Exercise instructions —
Locate the lines where "index" occurs and copy them as they stand.

Given material —

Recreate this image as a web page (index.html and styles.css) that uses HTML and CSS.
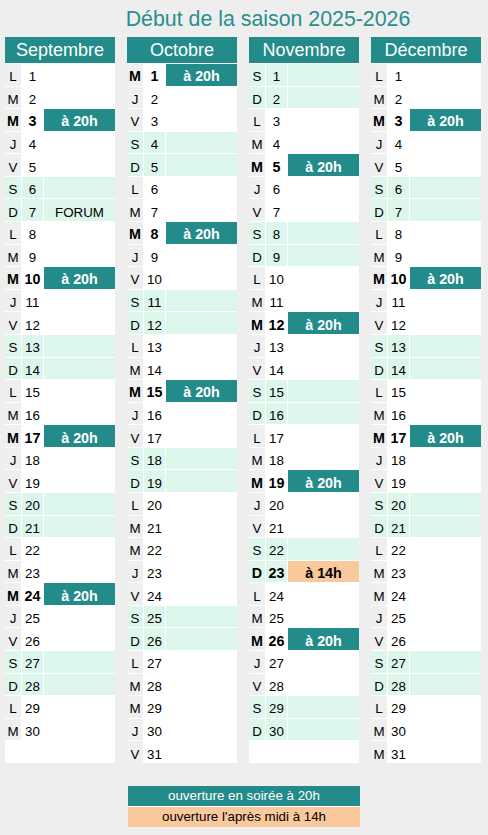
FILE: index.html
```html
<!DOCTYPE html>
<html lang="fr">
<head>
<meta charset="utf-8">
<title>Début de la saison 2025-2026</title>
<link rel="stylesheet" href="styles.css">
</head>
<body>
<h1 class="title">Début de la saison 2025-2026</h1>
<div class="months">
  <section class="month">
    <h2 class="mhead">Septembre</h2>
    <div class="row"><span class="d">L</span><span class="n">1</span><span class="e"></span></div>
    <div class="row"><span class="d">M</span><span class="n">2</span><span class="e"></span></div>
    <div class="row ev"><span class="d">M</span><span class="n">3</span><span class="e soir">à 20h</span></div>
    <div class="row"><span class="d">J</span><span class="n">4</span><span class="e"></span></div>
    <div class="row"><span class="d">V</span><span class="n">5</span><span class="e"></span></div>
    <div class="row we"><span class="d">S</span><span class="n">6</span><span class="e"></span></div>
    <div class="row we"><span class="d">D</span><span class="n">7</span><span class="e txt">FORUM</span></div>
    <div class="row"><span class="d">L</span><span class="n">8</span><span class="e"></span></div>
    <div class="row"><span class="d">M</span><span class="n">9</span><span class="e"></span></div>
    <div class="row ev"><span class="d">M</span><span class="n">10</span><span class="e soir">à 20h</span></div>
    <div class="row"><span class="d">J</span><span class="n">11</span><span class="e"></span></div>
    <div class="row"><span class="d">V</span><span class="n">12</span><span class="e"></span></div>
    <div class="row we"><span class="d">S</span><span class="n">13</span><span class="e"></span></div>
    <div class="row we"><span class="d">D</span><span class="n">14</span><span class="e"></span></div>
    <div class="row"><span class="d">L</span><span class="n">15</span><span class="e"></span></div>
    <div class="row"><span class="d">M</span><span class="n">16</span><span class="e"></span></div>
    <div class="row ev"><span class="d">M</span><span class="n">17</span><span class="e soir">à 20h</span></div>
    <div class="row"><span class="d">J</span><span class="n">18</span><span class="e"></span></div>
    <div class="row"><span class="d">V</span><span class="n">19</span><span class="e"></span></div>
    <div class="row we"><span class="d">S</span><span class="n">20</span><span class="e"></span></div>
    <div class="row we"><span class="d">D</span><span class="n">21</span><span class="e"></span></div>
    <div class="row"><span class="d">L</span><span class="n">22</span><span class="e"></span></div>
    <div class="row"><span class="d">M</span><span class="n">23</span><span class="e"></span></div>
    <div class="row ev"><span class="d">M</span><span class="n">24</span><span class="e soir">à 20h</span></div>
    <div class="row"><span class="d">J</span><span class="n">25</span><span class="e"></span></div>
    <div class="row"><span class="d">V</span><span class="n">26</span><span class="e"></span></div>
    <div class="row we"><span class="d">S</span><span class="n">27</span><span class="e"></span></div>
    <div class="row we"><span class="d">D</span><span class="n">28</span><span class="e"></span></div>
    <div class="row"><span class="d">L</span><span class="n">29</span><span class="e"></span></div>
    <div class="row"><span class="d">M</span><span class="n">30</span><span class="e"></span></div>
  </section>
  <section class="month">
    <h2 class="mhead">Octobre</h2>
    <div class="row ev"><span class="d">M</span><span class="n">1</span><span class="e soir">à 20h</span></div>
    <div class="row"><span class="d">J</span><span class="n">2</span><span class="e"></span></div>
    <div class="row"><span class="d">V</span><span class="n">3</span><span class="e"></span></div>
    <div class="row we"><span class="d">S</span><span class="n">4</span><span class="e"></span></div>
    <div class="row we"><span class="d">D</span><span class="n">5</span><span class="e"></span></div>
    <div class="row"><span class="d">L</span><span class="n">6</span><span class="e"></span></div>
    <div class="row"><span class="d">M</span><span class="n">7</span><span class="e"></span></div>
    <div class="row ev"><span class="d">M</span><span class="n">8</span><span class="e soir">à 20h</span></div>
    <div class="row"><span class="d">J</span><span class="n">9</span><span class="e"></span></div>
    <div class="row"><span class="d">V</span><span class="n">10</span><span class="e"></span></div>
    <div class="row we"><span class="d">S</span><span class="n">11</span><span class="e"></span></div>
    <div class="row we"><span class="d">D</span><span class="n">12</span><span class="e"></span></div>
    <div class="row"><span class="d">L</span><span class="n">13</span><span class="e"></span></div>
    <div class="row"><span class="d">M</span><span class="n">14</span><span class="e"></span></div>
    <div class="row ev"><span class="d">M</span><span class="n">15</span><span class="e soir">à 20h</span></div>
    <div class="row"><span class="d">J</span><span class="n">16</span><span class="e"></span></div>
    <div class="row"><span class="d">V</span><span class="n">17</span><span class="e"></span></div>
    <div class="row we"><span class="d">S</span><span class="n">18</span><span class="e"></span></div>
    <div class="row we"><span class="d">D</span><span class="n">19</span><span class="e"></span></div>
    <div class="row"><span class="d">L</span><span class="n">20</span><span class="e"></span></div>
    <div class="row"><span class="d">M</span><span class="n">21</span><span class="e"></span></div>
    <div class="row"><span class="d">M</span><span class="n">22</span><span class="e"></span></div>
    <div class="row"><span class="d">J</span><span class="n">23</span><span class="e"></span></div>
    <div class="row"><span class="d">V</span><span class="n">24</span><span class="e"></span></div>
    <div class="row we"><span class="d">S</span><span class="n">25</span><span class="e"></span></div>
    <div class="row we"><span class="d">D</span><span class="n">26</span><span class="e"></span></div>
    <div class="row"><span class="d">L</span><span class="n">27</span><span class="e"></span></div>
    <div class="row"><span class="d">M</span><span class="n">28</span><span class="e"></span></div>
    <div class="row"><span class="d">M</span><span class="n">29</span><span class="e"></span></div>
    <div class="row"><span class="d">J</span><span class="n">30</span><span class="e"></span></div>
    <div class="row"><span class="d">V</span><span class="n">31</span><span class="e"></span></div>
  </section>
  <section class="month">
    <h2 class="mhead">Novembre</h2>
    <div class="row we"><span class="d">S</span><span class="n">1</span><span class="e"></span></div>
    <div class="row we"><span class="d">D</span><span class="n">2</span><span class="e"></span></div>
    <div class="row"><span class="d">L</span><span class="n">3</span><span class="e"></span></div>
    <div class="row"><span class="d">M</span><span class="n">4</span><span class="e"></span></div>
    <div class="row ev"><span class="d">M</span><span class="n">5</span><span class="e soir">à 20h</span></div>
    <div class="row"><span class="d">J</span><span class="n">6</span><span class="e"></span></div>
    <div class="row"><span class="d">V</span><span class="n">7</span><span class="e"></span></div>
    <div class="row we"><span class="d">S</span><span class="n">8</span><span class="e"></span></div>
    <div class="row we"><span class="d">D</span><span class="n">9</span><span class="e"></span></div>
    <div class="row"><span class="d">L</span><span class="n">10</span><span class="e"></span></div>
    <div class="row"><span class="d">M</span><span class="n">11</span><span class="e"></span></div>
    <div class="row ev"><span class="d">M</span><span class="n">12</span><span class="e soir">à 20h</span></div>
    <div class="row"><span class="d">J</span><span class="n">13</span><span class="e"></span></div>
    <div class="row"><span class="d">V</span><span class="n">14</span><span class="e"></span></div>
    <div class="row we"><span class="d">S</span><span class="n">15</span><span class="e"></span></div>
    <div class="row we"><span class="d">D</span><span class="n">16</span><span class="e"></span></div>
    <div class="row"><span class="d">L</span><span class="n">17</span><span class="e"></span></div>
    <div class="row"><span class="d">M</span><span class="n">18</span><span class="e"></span></div>
    <div class="row ev"><span class="d">M</span><span class="n">19</span><span class="e soir">à 20h</span></div>
    <div class="row"><span class="d">J</span><span class="n">20</span><span class="e"></span></div>
    <div class="row"><span class="d">V</span><span class="n">21</span><span class="e"></span></div>
    <div class="row we"><span class="d">S</span><span class="n">22</span><span class="e"></span></div>
    <div class="row we ev"><span class="d">D</span><span class="n">23</span><span class="e aprem">à 14h</span></div>
    <div class="row"><span class="d">L</span><span class="n">24</span><span class="e"></span></div>
    <div class="row"><span class="d">M</span><span class="n">25</span><span class="e"></span></div>
    <div class="row ev"><span class="d">M</span><span class="n">26</span><span class="e soir">à 20h</span></div>
    <div class="row"><span class="d">J</span><span class="n">27</span><span class="e"></span></div>
    <div class="row"><span class="d">V</span><span class="n">28</span><span class="e"></span></div>
    <div class="row we"><span class="d">S</span><span class="n">29</span><span class="e"></span></div>
    <div class="row we"><span class="d">D</span><span class="n">30</span><span class="e"></span></div>
  </section>
  <section class="month">
    <h2 class="mhead">Décembre</h2>
    <div class="row"><span class="d">L</span><span class="n">1</span><span class="e"></span></div>
    <div class="row"><span class="d">M</span><span class="n">2</span><span class="e"></span></div>
    <div class="row ev"><span class="d">M</span><span class="n">3</span><span class="e soir">à 20h</span></div>
    <div class="row"><span class="d">J</span><span class="n">4</span><span class="e"></span></div>
    <div class="row"><span class="d">V</span><span class="n">5</span><span class="e"></span></div>
    <div class="row we"><span class="d">S</span><span class="n">6</span><span class="e"></span></div>
    <div class="row we"><span class="d">D</span><span class="n">7</span><span class="e"></span></div>
    <div class="row"><span class="d">L</span><span class="n">8</span><span class="e"></span></div>
    <div class="row"><span class="d">M</span><span class="n">9</span><span class="e"></span></div>
    <div class="row ev"><span class="d">M</span><span class="n">10</span><span class="e soir">à 20h</span></div>
    <div class="row"><span class="d">J</span><span class="n">11</span><span class="e"></span></div>
    <div class="row"><span class="d">V</span><span class="n">12</span><span class="e"></span></div>
    <div class="row we"><span class="d">S</span><span class="n">13</span><span class="e"></span></div>
    <div class="row we"><span class="d">D</span><span class="n">14</span><span class="e"></span></div>
    <div class="row"><span class="d">L</span><span class="n">15</span><span class="e"></span></div>
    <div class="row"><span class="d">M</span><span class="n">16</span><span class="e"></span></div>
    <div class="row ev"><span class="d">M</span><span class="n">17</span><span class="e soir">à 20h</span></div>
    <div class="row"><span class="d">J</span><span class="n">18</span><span class="e"></span></div>
    <div class="row"><span class="d">V</span><span class="n">19</span><span class="e"></span></div>
    <div class="row we"><span class="d">S</span><span class="n">20</span><span class="e"></span></div>
    <div class="row we"><span class="d">D</span><span class="n">21</span><span class="e"></span></div>
    <div class="row"><span class="d">L</span><span class="n">22</span><span class="e"></span></div>
    <div class="row"><span class="d">M</span><span class="n">23</span><span class="e"></span></div>
    <div class="row"><span class="d">M</span><span class="n">24</span><span class="e"></span></div>
    <div class="row"><span class="d">J</span><span class="n">25</span><span class="e"></span></div>
    <div class="row"><span class="d">V</span><span class="n">26</span><span class="e"></span></div>
    <div class="row we"><span class="d">S</span><span class="n">27</span><span class="e"></span></div>
    <div class="row we"><span class="d">D</span><span class="n">28</span><span class="e"></span></div>
    <div class="row"><span class="d">L</span><span class="n">29</span><span class="e"></span></div>
    <div class="row"><span class="d">M</span><span class="n">30</span><span class="e"></span></div>
    <div class="row"><span class="d">M</span><span class="n">31</span><span class="e"></span></div>
  </section>
</div>
<div class="legend">
  <div class="leg soir">ouverture en soirée à 20h</div>
  <div class="leg aprem">ouverture l'après midi à 14h</div>
</div>
</body>
</html>
```

FILE: styles.css
```css
* { box-sizing: border-box; }

body {
  margin: 0;
  background: #eeeeee;
  font-family: "Liberation Sans", Arial, sans-serif;
  color: #000;
  width: 488px;
}

.title {
  margin: 0;
  height: 37px;
  padding: 7px 0 0 48px;
  text-align: center;
  font-weight: 400;
  font-size: 21.33px;
  line-height: 24px;
  color: #2a8f8c;
}

.months {
  display: flex;
  gap: 12px;
  padding-left: 5px;
}

.month {
  width: 110px;
  background: #fff;
  display: flex;
  flex-direction: column;
  gap: 1px;
}

.mhead {
  margin: 0;
  height: 26px;
  background: #238c8a;
  color: #fff;
  font-weight: 400;
  font-size: 18px;
  line-height: 26px;
  text-align: center;
}

.row {
  display: grid;
  grid-template-columns: 16px 21px 71px;
  column-gap: 1px;
  height: 21.58px;
  font-size: 13.33px;
}

.row > span {
  display: flex;
  align-items: center;
  justify-content: center;
  padding-top: 4px;
}

.d { background: #efefef; }

.row.we > span { background: #dcf6eb; }

.row.ev .d,
.row.ev .n {
  font-weight: 700;
  font-size: 14.3px;
  padding-top: 3px;
}

.row > .e.soir {
  background: #238c8a;
  color: #fff;
  font-weight: 700;
  font-size: 14.3px;
  padding-top: 3px;
}

.row > .e.aprem {
  background: #f9c99c;
  color: #000;
  font-weight: 700;
  font-size: 14.3px;
  padding-top: 3px;
}

.legend {
  width: 232px;
  margin: 23px auto 0;
  display: flex;
  flex-direction: column;
  gap: 1px;
  background: #fff;
}

.leg {
  height: 20px;
  line-height: 20px;
  text-align: center;
  font-size: 13.33px;
}

.leg.soir { background: #238c8a; color: #fff; }
.leg.aprem { background: #f9c99c; color: #000; }
```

Result for this exercise —
Recreate this image as a web page (index.html and styles.css) that uses HTML and CSS.
FILE: index.html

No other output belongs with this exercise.